Interestingly, the largest food and drink goods exported from Scotland in the year ending March 2023 mostly went to the United States. In fact, the United States imported 16% of Scotland’s total exported goods in the year. While it is no surprise that whisky was a top favourite for the country, there were other food and drink items that Americans love, including the humble shortbread.

Good, traditional flavours and combinations always make their way around the world – and in this case, across the Atlantic.

With love from Scotland to the world

Scotland has a long line of prestigious chefs, but it all starts with the cooking traditions inherited from grandparents and old cookbooks, where the secret to preparing quintessentially Scottish food is inscribed.
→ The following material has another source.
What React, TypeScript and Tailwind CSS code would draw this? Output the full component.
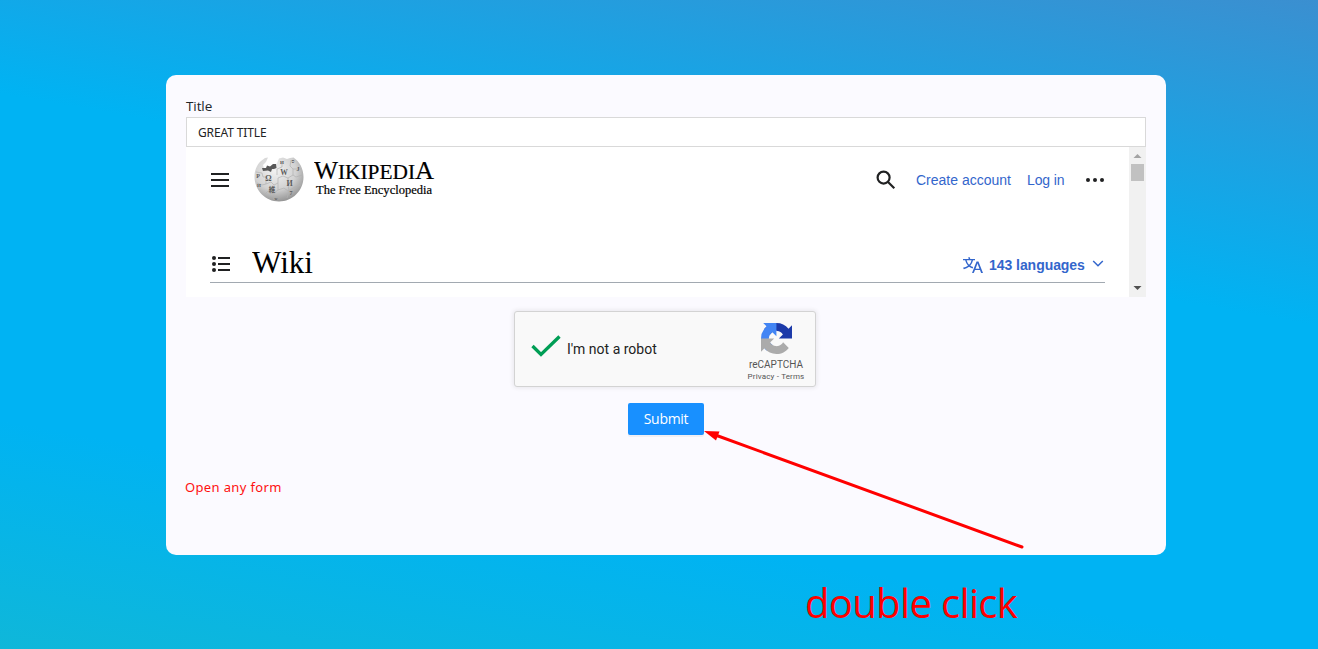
import React from "react";

function Globe() {
  return (
    <svg width="50" height="50" viewBox="0 0 50 50" className="shrink-0">
      <defs>
        <radialGradient id="ball" cx="0.42" cy="0.3" r="0.78">
          <stop offset="0" stopColor="#f2f2f2" />
          <stop offset="0.55" stopColor="#d2d2d2" />
          <stop offset="1" stopColor="#858585" />
        </radialGradient>
      </defs>
      <path d="M7 6C2.500 10 0.500 16 0.500 21.500C0.500 35.500 11.500 46.500 25 46.500C38.500 46.500 49.500 35.500 49.500 22C49.500 13.500 45.500 6.500 39.500 2.500L36 3L33 4L29 2.500L25 3.500L23 8L21 11L17 12L10 13L9 10L12 7L14 2.500L11 3Z" fill="url(#ball)" />
      <path d="M8 13L12 13L13 10.500L16 11.500L19 9L22 9L22.500 13L20 14L18 14L17 17L14 15.500L9 16Z" fill="#585858" />
      <g fill="none" stroke="#b2b2b2" strokeWidth="0.7">
        <path d="M2 17L8 18L9 22L12 22L12 29L8 30L3 28M12 29L17 27L20 30L24 28L24 23L29 21L34 23L39 20L42 22L48 20M24 28L24 35L20 38L14 36L11 39M24 35L30 33L34 36L41 32L47 30M34 23L34 29L35 36L33 43M23 14L28 12L28 7M39 20L39 14L36 11L37 5M20 38L20 45M39 14L47 14M23 14L23 20" />
      </g>
      <g fill="#5c5c5c" fontFamily="Liberation Serif, serif" fontWeight="bold" textAnchor="middle">
        <text x="14.500" y="26" fontSize="8">Ω</text>
        <text x="30" y="19.500" fontSize="7.500">W</text>
        <text x="35.500" y="30.500" fontSize="8">И</text>
        <text x="18" y="37" fontSize="6.500" fontFamily="Noto Sans CJK JP, sans-serif">維</text>
        <text x="37" y="40" fontSize="6">7</text>
        <text x="44" y="16" fontSize="6">J</text>
        <text x="4" y="23" fontSize="6">P</text>
        <text x="28" y="9" fontSize="5">И</text>
        <text x="39" y="8" fontSize="5">ס</text>
        <text x="5" y="32" fontSize="5">И</text>
        <text x="22" y="45" fontSize="4">w</text>
      </g>
    </svg>
  );
}

function WikiFrame() {
  return (
    <div className="flex h-[150px] bg-white">
      <div className="flex min-w-0 flex-1 flex-col pl-6 pr-6">
        <div className="flex h-[66px] items-center">
          <svg width="20" height="20" viewBox="0 0 20 20" fill="#202122" className="shrink-0">
            <path d="M1 3h18v2H1zM1 9h18v2H1zM1 15h18v2H1z" />
          </svg>
          <div className="ml-[24px] flex h-[50px] items-start">
            <Globe />
            <svg width="122" height="46" viewBox="0 0 122 46" className="ml-[10px]" fill="#000" fontFamily="Liberation Serif, serif">
              <text x="0" y="24" fontSize="26" textLength="24" lengthAdjust="spacingAndGlyphs" stroke="#000" strokeWidth="0.2">W</text>
              <text x="24" y="24" fontSize="20" textLength="77" lengthAdjust="spacingAndGlyphs" stroke="#000" strokeWidth="0.2">IKIPEDI</text>
              <text x="101" y="24" fontSize="26" textLength="19" lengthAdjust="spacingAndGlyphs" stroke="#000" strokeWidth="0.2">A</text>
              <text x="2" y="38.500" fontSize="12.500" textLength="116" lengthAdjust="spacingAndGlyphs" stroke="#000" strokeWidth="0.2">The Free Encyclopedia</text>
            </svg>
          </div>
          <div className="ml-auto flex items-center font-['Liberation_Sans',sans-serif] text-sm text-[#3366cc]">
            <svg width="20" height="20" viewBox="0 0 20 20" fill="none" stroke="#202122" strokeWidth="2.2" className="mr-5">
              <circle cx="7.600" cy="7.600" r="6" />
              <path d="M12 12L18.300 18.300" />
            </svg>
            <span className="w-[95px] whitespace-nowrap">Create account</span>
            <span className="ml-4 w-[38px] whitespace-nowrap tracking-[-0.100px]">Log in</span>
            <svg width="20" height="20" viewBox="0 0 20 20" fill="#202122" className="ml-5">
              <circle cx="3" cy="10" r="2" />
              <circle cx="10" cy="10" r="2" />
              <circle cx="17" cy="10" r="2" />
            </svg>
          </div>
        </div>
        <div className="mt-[28px] flex h-[42px] items-center border-b border-[#a2a9b1] pt-[5px]">
          <svg width="20" height="20" viewBox="0 0 20 20" fill="#202122" className="ml-px shrink-0">
            <circle cx="3" cy="4" r="2" />
            <circle cx="3" cy="10" r="2" />
            <circle cx="3" cy="16" r="2" />
            <path d="M7 3h12v2H7zM7 9h12v2H7zM7 15h12v2H7z" />
          </svg>
          <svg width="64" height="36" viewBox="0 0 64 36" className="ml-[21px]" fill="#000" fontFamily="Liberation Serif, serif">
            <text x="0" y="27" fontSize="31.500" textLength="61" lengthAdjust="spacingAndGlyphs">Wiki</text>
          </svg>
          <div className="ml-auto flex items-center pt-px font-['Liberation_Sans',sans-serif] text-sm font-bold text-[#3366cc]">
            <svg width="20" height="20" viewBox="0 0 20 20" fill="#3366cc" className="mr-1.5">
              <path d="M20 18h-1.440a.61.61 0 0 1-.4-.12.810.81 0 0 1-.23-.31L17 15h-5l-1 2.540a.770.77 0 0 1-.22.3.590.59 0 0 1-.4.140H9l4.550-11.470h1.890zm-3.530-4.310L14.890 9.500a11.620 11.620 0 0 1-.39-1.240q-.09.37-.19.690l-.19.560-1.580 4.190zm-6.300-1.580a13.430 13.430 0 0 1-2.910-1.410 11.460 11.460 0 0 0 2.810-5.370H12V4H7.310a4 4 0 0 0-.2-.560C6.870 2.790 6.600 2 6.600 2l-1.470.5s.4.890.6 1.500H0v1.330h2.150A11.230 11.230 0 0 0 5 10.700a17.190 17.190 0 0 1-5 2.100q.56.820.87 1.380a23.280 23.280 0 0 0 5.220-2.510 15.640 15.640 0 0 0 3.560 1.770zM3.630 5.330h4.910a8.110 8.110 0 0 1-2.450 4.450 9.110 9.110 0 0 1-2.460-4.450z" />
            </svg>
            <span className="w-[96px] whitespace-nowrap tracking-[-0.050px]">143 languages</span>
            <svg width="12" height="12" viewBox="0 0 12 12" fill="none" stroke="#3366cc" strokeWidth="1.500" className="mb-0.5 ml-[7px] mr-px">
              <path d="M1.200 3l4.800 4.800L10.800 3" />
            </svg>
          </div>
        </div>
      </div>
      <div className="flex w-[17px] flex-col items-center justify-between bg-[#f1f1f1]">
        <div className="flex flex-col items-center">
          <svg width="17" height="17" viewBox="0 0 17 17" fill="#a3a3a3"><path d="M4.500 11L8.500 7L12.500 11z" /></svg>
          <div className="h-[17px] w-[13px] bg-[#c1c1c1]" />
        </div>
        <svg width="17" height="17" viewBox="0 0 17 17" fill="#505050"><path d="M4.500 6L8.500 10L12.500 6z" /></svg>
      </div>
    </div>
  );
}

function Captcha() {
  return (
    <div className="mr-0.5 mt-[14px] flex h-[76px] w-[302px] self-center rounded-[3px] border border-[#d3d3d3] bg-[#f9f9f9] shadow-[0_0_4px_1px_rgba(0,0,0,0.08)]">
      <svg width="30" height="24" viewBox="0 0 30 24" fill="none" stroke="#009e55" strokeWidth="3.300" className="ml-4 mt-[22px]">
        <path d="M1.500 12L10 20.500L28.500 2.500" />
      </svg>
      <span className="ml-[6px] mt-[27px] h-5 w-[100px] whitespace-nowrap font-[Roboto] text-sm leading-5 text-[#222]">I'm not a robot</span>
      <div className="ml-auto flex w-[78px] flex-col items-center pt-[11px] font-[Roboto] text-[#555]">
        <svg width="31" height="31" viewBox="0 0 64 64">
          <path d="M64 31.950a33 33 0 0 0-.02-1.380V4.600l-7.180 7.180A32 32 0 0 0 32.070 0C21.700 0 12.480 4.930 6.640 12.570l11.770 11.890a15.600 15.600 0 0 1 4.770-5.350c2.060-1.600 4.970-2.910 8.890-2.910.470 0 .840.050 1.110.160a15.560 15.560 0 0 1 12 7.210l-8.330 8.330 27.150.05" fill="#1c3aa9" />
          <path d="M31.860 0a33 33 0 0 0-1.370.02H4.570l7.160 7.200A32 32 0 0 0 0 32.010c0 10.390 4.920 19.640 12.540 25.490l11.860-11.800a15.600 15.600 0 0 1-5.340-4.780c-1.600-2.060-2.900-4.980-2.900-8.910 0-.470.060-.840.160-1.110a15.570 15.570 0 0 1 7.190-12.030l8.310 8.350L31.870 0" fill="#4285f4" />
          <path d="M0 32.010a33 33 0 0 0 .020 1.370v25.980l7.180-7.180A32 32 0 0 0 31.930 63.960c10.370 0 19.590-4.930 25.430-12.570L45.590 39.500a15.600 15.600 0 0 1-4.770 5.350c-2.060 1.600-4.970 2.910-8.890 2.910-.470 0-.840-.050-1.110-.160a15.560 15.560 0 0 1-12-7.210l8.330-8.330L0 32.010" fill="#ababab" />
        </svg>
        <span className="mt-[5px] text-[10px] leading-[12px]">reCAPTCHA</span>
        <span className="mt-px whitespace-nowrap text-[8px] leading-[10px] tracking-[0.150px]">Privacy&nbsp;-&nbsp;Terms</span>
      </div>
    </div>
  );
}

export default function App() {
  return (
    <div className="relative flex h-[649px] w-[1318px] flex-col overflow-hidden bg-[linear-gradient(190deg,#3b8fd0_0%,#00b3f3_37%,#00b3f3_74%,#0fb7d9_100%)] pl-[166px] pt-[75px] font-['Open_Sans',sans-serif]">
      <main className="flex h-[480px] w-[1000px] flex-col rounded-[10px] bg-[#fbfaff] px-5 pt-[21px]">
        <label className="h-[21px] font-['Open_Sans',sans-serif] text-[13.500px] leading-5 tracking-[-0.100px] text-[#212529]">Title</label>
        <div className="h-[30px] border border-[#d9d9d9] bg-white px-[11px] font-['Noto_Sans',sans-serif] text-xs leading-[29px] text-[#222]">
          <span className="tracking-[-0.120px]">GREAT TITLE</span>
        </div>
        <WikiFrame />
        <Captcha />
        <button className="mt-4 h-8 w-[76px] self-center rounded-[2px] bg-[#1890ff] text-sm tracking-[-0.300px] text-white shadow-[0_2px_0_rgba(0,0,0,0.045)]">Submit</button>
        <p className="-ml-px mt-[42px] font-['Noto_Sans',sans-serif] text-[13px] leading-5 tracking-[0.350px] text-[#ff1010]">Open any form</p>
      </main>
      <svg width="330" height="130" viewBox="700 425 330 130" className="pointer-events-none absolute left-[700px] top-[425px]">
        <path d="M1022 547L714 434.500" fill="none" stroke="#f00" strokeWidth="3" strokeLinecap="round" />
        <path d="M704 431L719.500 431.500L716 440.500Z" fill="#f00" />
      </svg>
      <div className="absolute left-[805px] top-[575px] whitespace-nowrap text-[40px] leading-[56px] tracking-[-0.650px] text-[#f00]">double click</div>
    </div>
  );
}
Today, we have Scottish chefs transcending the land’s culinary tradition and popularising them around the world. Tom Kitchin, for example, is the youngest chef in Scotland to hold a Michelin star, Daniel Gallacher brings a Scottish charm to his restaurant in Bordeaux, France, and Toronto-based John Higgins is famous for his ‘Glaswegian spring rolls’ (haggis spring rolls wrapped in smoked salmon) and haggis ice-cream.

Darren said: “Tasting traditional Scottish cuisine is truly a gift. Whether it’s at five-star restaurants dotted around the world or through gifting luxury food hampers filled with a selection of Scotch whisky, hearty soups, preserves, and shortbread, consumers can embark on a journey to Scotland through flavours. It’s a trip you get to take from the comfort of your own chair and share it with your loved ones, creating exquisite memories.”


With the huge success of Scottish food and drink export, the Scottish government is committed to supporting the industry by offering specialist help and existing networks to companies operating worldwide. The journey to popularising Scottish cuisine dates back a long time, and with the help of the growing export industry, renowned chefs, and a genuine desire amongst consumers to taste Scottish delicacies, there is a space for true Scottish delight on every table.